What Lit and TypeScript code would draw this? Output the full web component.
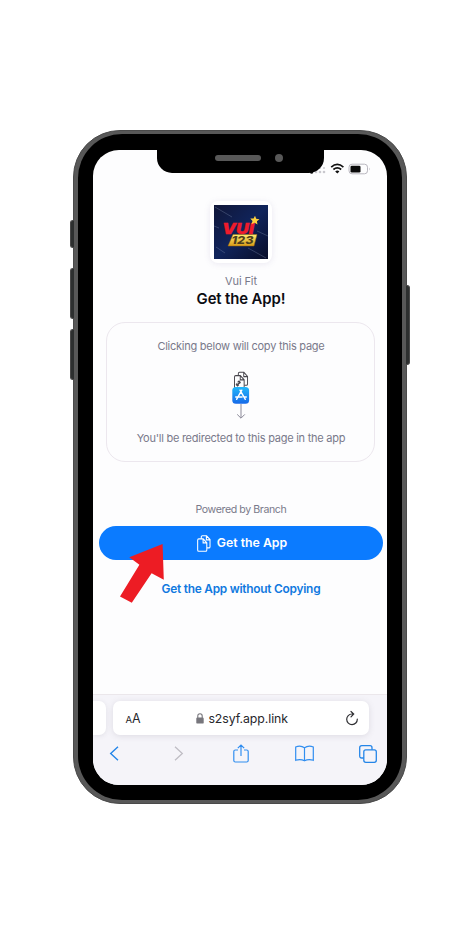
import { LitElement, html, css, svg } from "lit";
import { customElement } from "lit/decorators.js";

const docs = svg`
  <path d="M5.2 4V2.2Q5.2.8 6.6.8h5l4.2 4.1v7.5q0 1.3-1.4 1.3h-2.3M11.4.9v4.2h4.2"/>
  <path d="M.8 5.5Q.8 4.1 2.2 4.1h5.3l4.4 4.2v7.5q0 1.4-1.4 1.4H2.2q-1.4 0-1.4-1.4zM7.4 4.2v4.2h4.4"/>`;

@customElement("app-root")
export class AppRoot extends LitElement {
  static styles = css`
    :host { display: block; width: 470px; height: 950px; overflow: hidden; background: #fff; font-family: Inter, "Liberation Sans", sans-serif; }
    * { box-sizing: border-box; }
    svg { display: block; overflow: visible; fill: none; flex: none; }
    .stage { padding: 129.5px 0 0 73px; }
    .phone { position: relative; width: 334px; height: 674.3px; border-radius: 47px; background: #585858; padding: 3px 3.7px; border: .6px solid #4a4a4a; }
    .bezel { width: 100%; height: 100%; border-radius: 44px; background: #000; padding: 16.9px 15.7px; }
    .key { position: absolute; width: 4.4px; background: #2d2f2f; border: 1px solid #484848; }
    .key.l { left: -4.5px; border-radius: 3px 0 0 3px; border-right: 0; }
    .key.r { right: -4.3px; border-radius: 0 3px 3px 0; border-left: 0; }
    .k1 { top: 89px; height: 28px; }
    .k2 { top: 137px; height: 51px; }
    .k3 { top: 198px; height: 51px; }
    .k4 { top: 154px; height: 80px; }
    .screen { position: relative; width: 293.4px; height: 635px; border-radius: 26px; background: #fdfdfe; overflow: hidden; display: flex; flex-direction: column; }
    .notch { position: absolute; left: 63.5px; top: -1px; width: 167.4px; height: 23.4px; background: #000; border-radius: 0 0 15px 15px; }
    .speaker { position: absolute; left: 58px; top: 6px; width: 46px; height: 6px; border-radius: 3px; background: #585858; }
    .camera { position: absolute; left: 118px; top: 5px; width: 8px; height: 8px; border-radius: 50%; background: #585858; }
    .status { height: 50px; padding: 13px 15px 0 0; display: flex; justify-content: flex-end; align-items: flex-start; }
    .main { display: flex; flex-direction: column; align-items: center; height: 494px; padding-left: 1.8px; }
    .app { width: 62px; height: 62px; border-radius: 8px; padding: 4px; background: #fff; box-shadow: 0 1px 6px #7868a024; margin-top: 1px; }
    .t { white-space: nowrap; color: #79798a; line-height: 16px; height: 16px; }
    .name { font-size: 11px; letter-spacing: -.1px; margin-top: 10px; }
    .title { font-size: 14.9px; font-weight: 600; color: #0c0c12; margin-top: 2px; letter-spacing: -.12px; }
    .card { width: 269px; height: 140px; margin-top: 15px; border: 1px solid #ece7ee; border-radius: 19px; display: flex; flex-direction: column; align-items: center; padding-top: 15px; }
    .info { font-size: 11px; letter-spacing: -.25px; }
    .flow { margin: 17px 0 11px; }
    .powered { font-size: 10.6px; margin-top: 40px; letter-spacing: -.4px; }
    .cta { width: 284.5px; height: 34px; margin-top: 8px; border: 0; border-radius: 17px; background: #0b7bff; color: #fff; font: 600 12.3px/34px Inter, sans-serif; display: flex; align-items: center; justify-content: center; gap: 6px; padding: 0 0 0 2px; white-space: nowrap; }
    .alt { color: #1079df; font-size: 11.9px; font-weight: 600; margin-top: 21px; letter-spacing: -.25px; }
    .arrow { position: absolute; left: 45.6px; top: 413.6px; }
    .safari { height: 91px; background: #f5f4f9; border-top: 1px solid #ebe7eb; padding-top: 6px; }
    .bars { display: flex; gap: 7px; height: 34px; }
    .prev { width: 13px; background: #fff; border-radius: 0 7px 7px 0; box-shadow: 0 1px 5px #5550651f; }
    .url { width: 256px; background: #fff; border-radius: 7px; box-shadow: 0 1px 6px #55506526; display: flex; align-items: center; padding: 0 10px 0 12px; color: #27272b; white-space: nowrap; }
    .aa { font-size: 12.5px; width: 71px; }
    .aa small { font-size: 9.5px; }
    .host { font-size: 12.3px; letter-spacing: -.06px; margin-left: 4px; flex: 1; }
    .tools { height: 37px; display: grid; grid-template-columns: 65px 59px 62px 64px 18px; align-items: center; padding-left: 16px; }
  `;

  render() {
    return html`<div class="stage"><div class="phone">
      <span class="key l k1"></span><span class="key l k2"></span><span class="key l k3"></span><span class="key r k4"></span>
      <div class="bezel"><div class="screen">
        <div class="status">
          <svg width="62" height="12" viewBox="0 0 62 12">
            <g fill="#c9c8ce"><circle cx="6" cy="9" r="1.3"/><circle cx="10" cy="9" r="1.3"/><circle cx="14" cy="9" r="1.3"/><circle cx="10" cy="5" r="1"/><circle cx="14" cy="5" r="1"/></g>
            <circle cx="1.6" cy="9.3" r="1.5" fill="#111"/>
            <g stroke="#111" stroke-width="1.7"><path d="M21.2 4.1q6.1-5.4 12.2 0M23.4 6.5q3.9-3.3 7.8 0"/></g>
            <path d="M25.2 8.4q2.1-1.8 4.2 0l-2.1 2.2z" fill="#111"/>
            <rect x="39" y="1.2" width="18.5" height="9.6" rx="3" stroke="#b9b7bf"/><rect x="40.5" y="2.7" width="10" height="6.8" rx="1.3" fill="#090909"/><path d="M59 4.5q1.6 1.4 0 3z" fill="#b9b7bf"/>
          </svg>
        </div>
        <div class="main">
          <div class="app"><svg width="54" height="54" viewBox="0 0 54 54">
            <defs>
              <linearGradient id="n" x1="0" y1="0" x2="1" y2="1"><stop stop-color="#101638"/><stop offset=".5" stop-color="#10245b"/><stop offset="1" stop-color="#080d29"/></linearGradient>
              <linearGradient id="g" x1="0" y1="0" x2="0" y2="1"><stop stop-color="#ffed70"/><stop offset="1" stop-color="#d99b18"/></linearGradient>
            </defs>
            <rect width="54" height="54" fill="url(#n)"/>
            <path d="M1 2l17 10M0 21l5 2M34 43l18 10M43 26l11 5M2 42l9 6" stroke="#7583a5" stroke-width=".6" opacity=".65"/>
            <path d="M19 29.5h24L40 41H14z" fill="url(#g)" stroke="#9e6a0e" stroke-width=".5"/>
            <text x="8" y="28.8" font-size="15" font-weight="900" font-style="italic" font-family="Inter" textLength="32" lengthAdjust="spacingAndGlyphs" fill="#ee1b2b" stroke="#ee1b2b" stroke-width=".3">VUI</text>
            <text x="17.5" y="39.1" font-size="10.5" font-weight="800" font-style="italic" font-family="Inter" textLength="22" lengthAdjust="spacingAndGlyphs" fill="#4d401c">123</text>
            <path d="M41 10.8l1.2 3 3.3.4-2.6 2 .6 3.4-2.9-1.9-3.1 1.5 1-3.3-2.2-2.5h3.3z" fill="#ffd13d"/>
          </svg></div>
          <div class="t name">Vui Fit</div>
          <div class="t title">Get the App!</div>
          <div class="card">
            <div class="t info">Clicking below will copy this page</div>
            <svg class="flow" width="18" height="48" viewBox="0 0 18 48">
              <defs><linearGradient id="s" x1="0" y1="0" x2="0" y2="1"><stop stop-color="#20b7fb"/><stop offset="1" stop-color="#1769e8"/></linearGradient></defs>
              <g transform="translate(1.8 .5) scale(.87 1)" stroke="#48464d" stroke-width="1.1">${docs}<path d="M4 13.5l3-3m-2.6.2 1.6-1.2 1.5 1.3-1 1.4m-.6 1-1.5 1.3-1.6-1.3 1-1.5"/></g>
              <rect x=".3" y="16" width="16.8" height="16.8" rx="3.6" fill="url(#s)"/>
              <path d="M9.8 19.2l-5.2 9.1M8 19.2l5.3 9.1M3.7 26h6.4m2 0h2.2" stroke="#fff" stroke-width="1.4" stroke-linecap="round"/>
              <path d="M9 33v14M5.2 43.4L9 47.2l3.8-3.8" stroke="#8b8998" stroke-width="1"/>
            </svg>
            <div class="t info">You'll be redirected to this page in the app</div>
          </div>
          <div class="t powered">Powered by Branch</div>
          <button class="cta"><svg width="14" height="17" viewBox="0 0 17 18" preserveAspectRatio="none" stroke="#fff" stroke-width="1.3">${docs}</svg><span>Get the App</span></button>
          <div class="t alt">Get the App without Copying</div>
        </div>
        <div class="safari">
          <div class="bars"><div class="prev"></div><div class="url">
            <span class="aa"><small>A</small>A</span>
            <svg width="8" height="11" viewBox="0 0 8 11"><path d="M1.8 5V3Q1.8.7 4 .7T6.2 3v2" stroke="#77767c" stroke-width="1.1"/><rect x=".3" y="4.6" width="7.4" height="6" rx="1.2" fill="#77767c"/></svg>
            <span class="host">s2syf.app.link</span>
            <svg width="14" height="15" viewBox="0 0 14 15" stroke="#303034" stroke-width="1.2" stroke-linecap="round"><path d="M12.3 8.2A5.3 5.3 0 1 1 7 3h1.3M6 .5L8.7 3 6 5.8"/></svg>
          </div></div>
          <div class="tools">
            <svg width="10" height="15" viewBox="0 0 10 15" stroke="#2485e8" stroke-width="1.4"><path d="M9 .8L1.7 7.5 9 14.2"/></svg>
            <svg width="10" height="15" viewBox="0 0 10 15" stroke="#bfbdc4" stroke-width="1.3"><path d="M1 .8l7.3 6.7L1 14.2"/></svg>
            <svg width="16" height="19" viewBox="0 0 16 19" stroke="#318ef0" stroke-width="1.2"><path d="M5 6H2.3Q.8 6 .8 7.5v9q0 1.5 1.5 1.5h11.4q1.5 0 1.5-1.5v-9Q15.2 6 13.7 6H11M8 12V1M4.8 4.2L8 1l3.2 3.2"/></svg>
            <svg width="19" height="17" viewBox="0 0 19 17" stroke="#318ef0" stroke-width="1.2"><path d="M9.5 2.8Q5.5-.2.7 2v13.3q4.7-1.7 8.8.5 4.1-2.2 8.8-.5V2q-4.8-2.2-8.8.8zM9.5 2.8v13"/></svg>
            <svg width="18" height="18" viewBox="0 0 18 18" stroke="#2485e8" stroke-width="1.3"><rect x="4.8" y="4.8" width="12.5" height="12.5" rx="2"/><path d="M4.8 13H2.7q-2 0-2-2V2.7q0-2 2-2H11q2 0 2 2v2.1"/></svg>
          </div>
        </div>
        <div class="notch"><span class="speaker"></span><span class="camera"></span></div>
      </div></div>
      <svg class="arrow" width="44" height="60" viewBox="0 0 44 60"><path d="M42.6 0L9.3 13.2l10.1 7.6L0 52.4l11.8 6.4 19.8-29.6 12.2 6.6z" fill="#ed1c24"/></svg>
    </div></div>`;
  }
}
=======
→ **Do this**:
The lines from the start of the data through the line that contains "5.5Q.8 4.1 2.2" are to be returned exactly, please, with both ends included and every picture left out.

→ **Worked answer**:
What Lit and TypeScript code would draw this? Output the full web component.
import { LitElement, html, css, svg } from "lit";
import { customElement } from "lit/decorators.js";

const docs = svg`
  <path d="M5.2 4V2.2Q5.2.8 6.6.8h5l4.2 4.1v7.5q0 1.3-1.4 1.3h-2.3M11.4.9v4.2h4.2"/>
  <path d="M.8 5.5Q.8 4.1 2.2 4.1h5.3l4.4 4.2v7.5q0 1.4-1.4 1.4H2.2q-1.4 0-1.4-1.4zM7.4 4.2v4.2h4.4"/>`;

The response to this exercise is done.